Records to Keep Indefinitely
- Tax returns
- Cancelled checks for tax payments
- Compiled, reviewed, or audited year-end financial statements
- Company minutes and stock records
- IRS audit reports
- Property appraisals
- Trademark and patent registrations
Real Estate and Business Property Records
Information related to real estate and business property, including purchase and lease information, need to be kept as long as the property is owned, and for a period of seven years after the property is sold or no longer leased. For property acquired in a like-kind exchange, records related to the acquisition of the old property should be retained until the new property is sold. For inherited property, copies of the Estate Inventory reporting the property value should be kept for seven years after the property has been sold. These records include:
- Purchase documents, including purchase of your primary residence
- Lease agreements
Tax Return Supporting Documents
By keeping your supporting documents for seven years, you are allowing yourself one extra year cushion beyond the statute of limitations. Of course, if you have not filed a return, the three or six-year period has not started. Records to keep for seven years include:
- Bank statements and reconciliations
- Insurance records,
- Mortgage statements
- Invoices for goods and services paid
- Customer invoices and deposit record
- Employee time records
- Inventory records
- Payroll tax returns
Underlying records such as bank deposit slips and cancelled checks can be kept for four years.
Employee Personal Records
Keep employee personal records for three year. These records include:
- W-4, NC-4, and I-9
- Retirement elections
- Performance reviews
- Salary and wage history
Records from Separation or Divorce
Both spouses will need copies of tax records, especially jointly filed returns. One or both spouses can be liable for tax on a jointly filed return, and the IRS can assess a deficiency against either. Be sure that both spouses also have copies of the records of all jointly-owned property.
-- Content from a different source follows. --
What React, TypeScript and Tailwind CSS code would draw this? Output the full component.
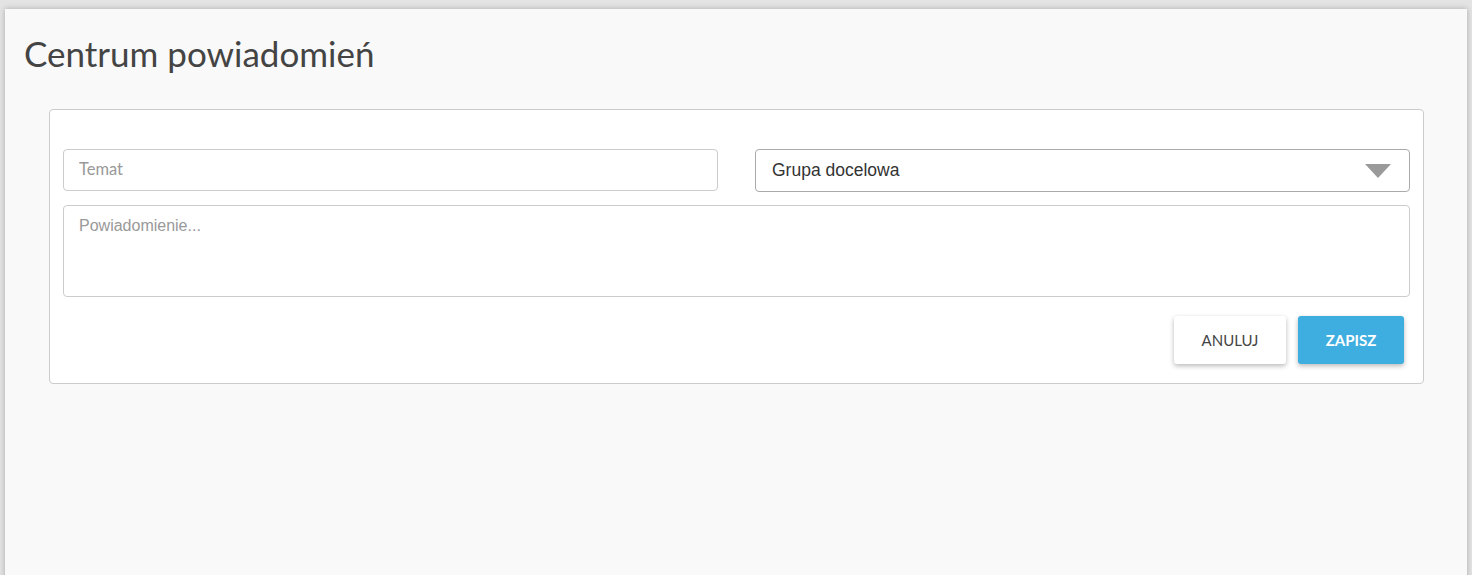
import { useState } from 'react'

function Header() {
  return (
    <h1 className="pt-[21px] pl-[19px] font-['Lato',sans-serif] text-[35px] leading-[46px] font-normal text-[#444]">
      Centrum powiadomień
    </h1>
  )
}

function GroupSelect() {
  return (
    <div className="relative h-[43px] w-full rounded-[4px] border border-[#aaa] bg-white">
      <select
        defaultValue=""
        className="h-full w-full appearance-none bg-transparent pl-4 font-['Liberation_Sans',Arial,sans-serif] text-[17.5px] text-[#333] outline-none"
      >
        <option value="">Grupa docelowa</option>
        <option value="all">Wszyscy</option>
      </select>
      <svg
        className="pointer-events-none absolute top-[14px] right-[18px]"
        width="26"
        height="14"
        viewBox="0 0 26 14"
      >
        <polygon points="0,0 26,0 13,14" fill="#9a9a9a" />
      </svg>
    </div>
  )
}

function NotificationForm() {
  const [subject, setSubject] = useState('')
  const [body, setBody] = useState('')

  return (
    <div className="mt-[33px] mr-[43px] ml-[44px] rounded-[4px] border border-[#ccc] bg-white px-[13px] pt-[39px] pb-[19px]">
      <div className="grid grid-cols-2 gap-[37px]">
        <input
          value={subject}
          onChange={(e) => setSubject(e.target.value)}
          placeholder="Temat"
          className="h-[42px] w-full rounded-[4px] border border-[#ccc] px-[15px] pb-[2px] font-['Lato',sans-serif] text-[16.5px] text-[#333] outline-none placeholder:text-[#999]"
        />
        <GroupSelect />
      </div>
      <textarea
        value={body}
        onChange={(e) => setBody(e.target.value)}
        placeholder="Powiadomienie..."
        className="mt-[13px] block h-[92px] w-full resize-none rounded-[4px] border border-[#ccc] px-[15px] pt-[8px] font-['Liberation_Sans',Arial,sans-serif] text-[16px] text-[#333] outline-none placeholder:text-[#999]"
      />
      <div className="mt-[19px] flex justify-end gap-[12px] pr-[6px]">
        <button className="h-[48px] w-[112px] rounded-[3px] bg-white font-['Lato',sans-serif] text-[15px] text-[#444] shadow-[0_2px_5px_rgba(0,0,0,0.28)]">
          ANULUJ
        </button>
        <button className="h-[48px] w-[106px] rounded-[3px] bg-[#3eade0] font-['Lato',sans-serif] text-[15px] font-bold text-white shadow-[0_2px_5px_rgba(0,0,0,0.28)]">
          ZAPISZ
        </button>
      </div>
    </div>
  )
}

export default function App() {
  return (
    <div className="h-[575px] overflow-hidden bg-[#e4e4e4] pt-[9px] pr-[5px] pl-[5px]">
      <div className="h-[600px] bg-[#f9f9f9] shadow-[0_0_6px_rgba(0,0,0,0.25)]">
        <Header />
        <NotificationForm />
      </div>
    </div>
  )
}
Loss or Destruction of Records
To protect against loss or destruction of records, you should consider keeping your most important documents in a safe deposit box or other safe location. Having electronic copies of your most important documents will help ensure that you do not suffer a catastrophic loss of records. If you do suffer from a loss or destruction of records, many of the records can be reconstructed, but many more cannot.